To my surprise, the heritage contractors PMac, the Harold’s Cross-based masonry, cleaning and maintenance business involved in the restoration work on behalf of Aspect Design, asked my permission to use some of my photographs on their website, illustrating the ‘before’ and ‘after’ state of this Georgian house.

I rarely agree to commercial or business pages using my photographs online. I figure than a business should pay a photographer to do their work, and I should not deprive professional photographers of potential commissions. However, in this case I was so impressed of the work that I immediately said yes. Ten years of ‘campaign blogging’ had borne its fruit.

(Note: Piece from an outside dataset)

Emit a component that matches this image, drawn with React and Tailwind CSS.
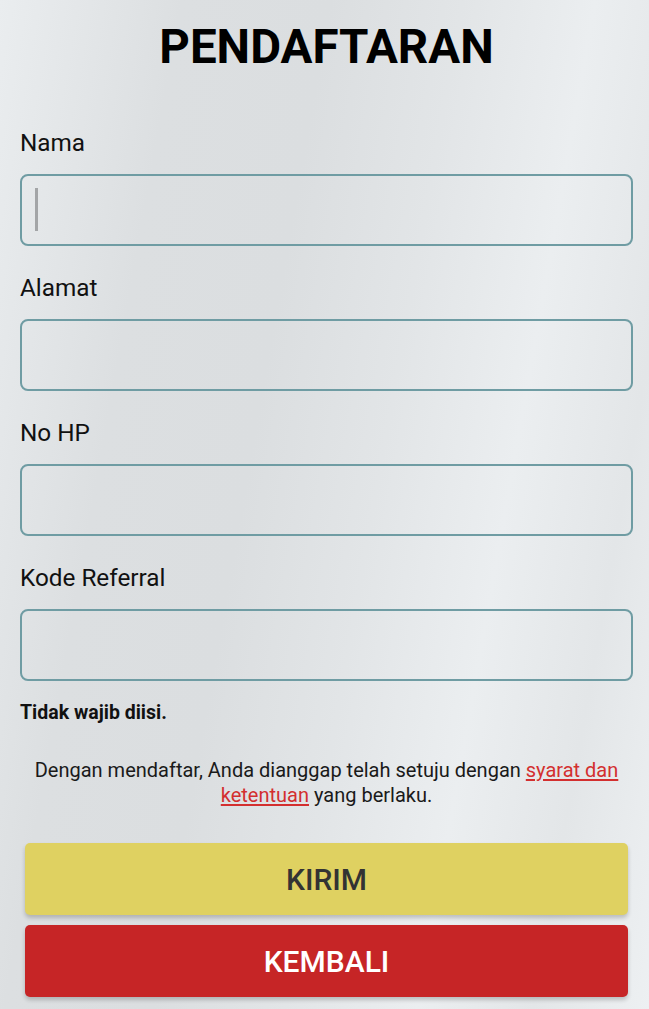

I suggested that, in return, PMac should make a donation to an appropriate local charity. They willingly agreed, and quickly told me they are organising a coffee morning in the coming months in aid of the Hospice in Harold’s Cross.

There was an added emotional poignancy to this, because it is ten years ago today since my mother, died in the Hospice in Harold’s Cross, on 20 May 2014.

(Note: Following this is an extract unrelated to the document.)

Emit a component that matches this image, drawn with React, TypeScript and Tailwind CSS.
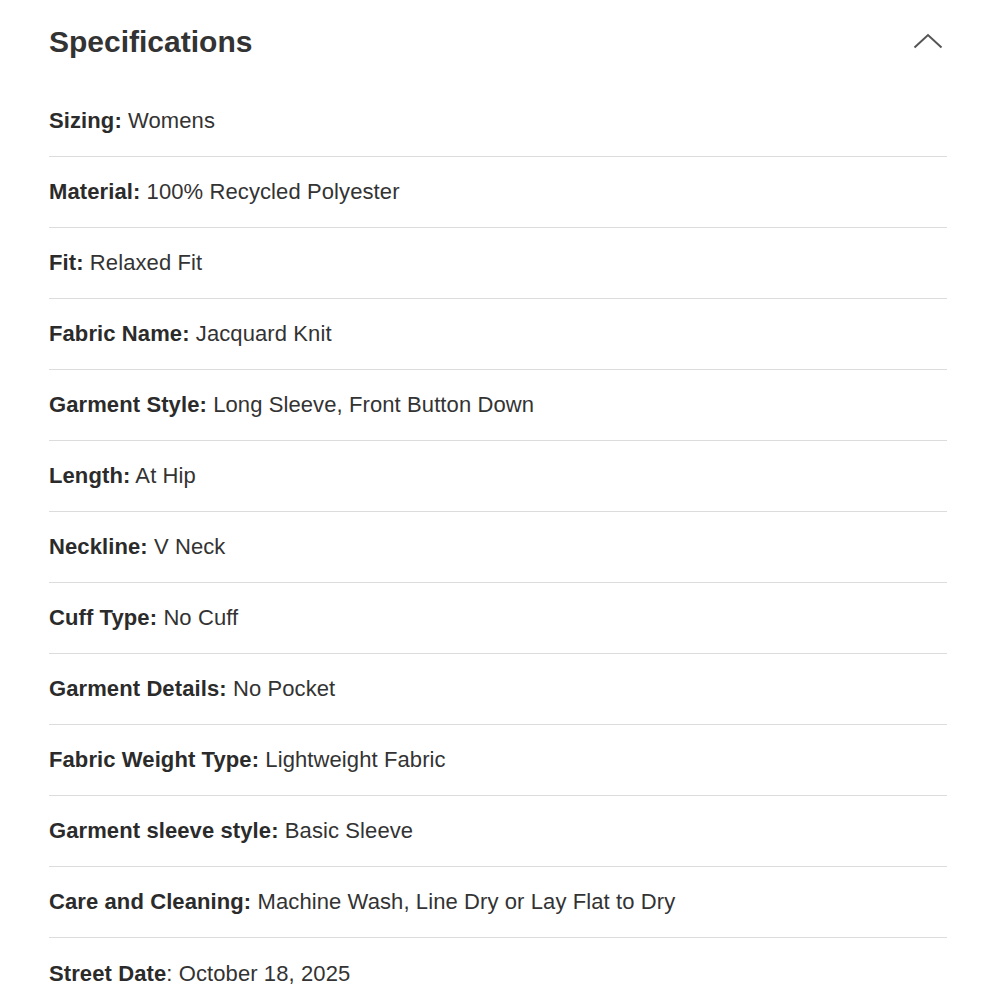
import React from "react";

const specs: { label: string; value: string; plainColon?: boolean }[] = [
  { label: "Sizing", value: "Womens" },
  { label: "Material", value: "100% Recycled Polyester" },
  { label: "Fit", value: "Relaxed Fit" },
  { label: "Fabric Name", value: "Jacquard Knit" },
  { label: "Garment Style", value: "Long Sleeve, Front Button Down" },
  { label: "Length", value: "At Hip" },
  { label: "Neckline", value: "V Neck" },
  { label: "Cuff Type", value: "No Cuff" },
  { label: "Garment Details", value: "No Pocket" },
  { label: "Fabric Weight Type", value: "Lightweight Fabric" },
  { label: "Garment sleeve style", value: "Basic Sleeve" },
  { label: "Care and Cleaning", value: "Machine Wash, Line Dry or Lay Flat to Dry" },
  { label: "Street Date", value: "October 18, 2025", plainColon: true },
];

const App: React.FC = () => {
  return (
    <div
      className="bg-white w-[1000px] h-[1000px] overflow-hidden text-[#333]"
      style={{ fontFamily: '"Liberation Sans", Arial, sans-serif' }}
    >
      <div className="ml-[49px] w-[898px]">
        {/* Header */}
        <div className="flex justify-between items-center h-[86px] pb-[4px]">
          <h2 className="text-[30px] font-bold text-[#333]">Specifications</h2>
          <svg width="30" height="16" viewBox="0 0 30 16" className="mr-[4px]">
            <path d="M1.5 14.5 L15 2 L28.5 14.5" fill="none" stroke="#555" strokeWidth="2" />
          </svg>
        </div>

        {/* Rows */}
        {specs.map((s, i) => (
          <div
            key={s.label}
            className={
              "flex items-center h-[71px] pb-[1px] text-[22px] tracking-[0.1px] " +
              (i < specs.length - 1 ? "border-b border-[#dcdcdc]" : "")
            }
          >
            <span>
              <span className="font-bold text-[#2b2b2b]">
                {s.label}
                {s.plainColon ? "" : ":"}
              </span>
              {s.plainColon ? ":" : ""} {s.value}
            </span>
          </div>
        ))}
      </div>
    </div>
  );
};

export default App;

Ellen Comerford (née Murphy) was born in Millstreet, Co Cork, on 10 February 1919 and went to boarding school in Mountrath, Co Laois

Ellen Comerford (née Murphy) was 95 when she died in the Hospice in Harold’s Cross on 20 May 2014. She was born in Millstreet, Co Cork, on 10 February 1919 and went to boarding school in Mountrath, Co Laois, 20 minutes from Roscrea, Co Tipperary, where her Crowley uncles, Cornelius D Crowley (1879-1972) of Roscrea Castle and Jeremiah D Crowley (1883-1968) of Wallstown Castle, Castltownroche, had extensive business interests.

After a short time in Paris immediately before World War II, she became a civil servant in the Department of Education in Dublin. She married my father, Stephen Edward Comerford (1918-2004) in Blackrock, Co Dublin, on 8 September 1945, in the weeks immediately after World II. By then she was living in Booterstown, and her father was living in Australia.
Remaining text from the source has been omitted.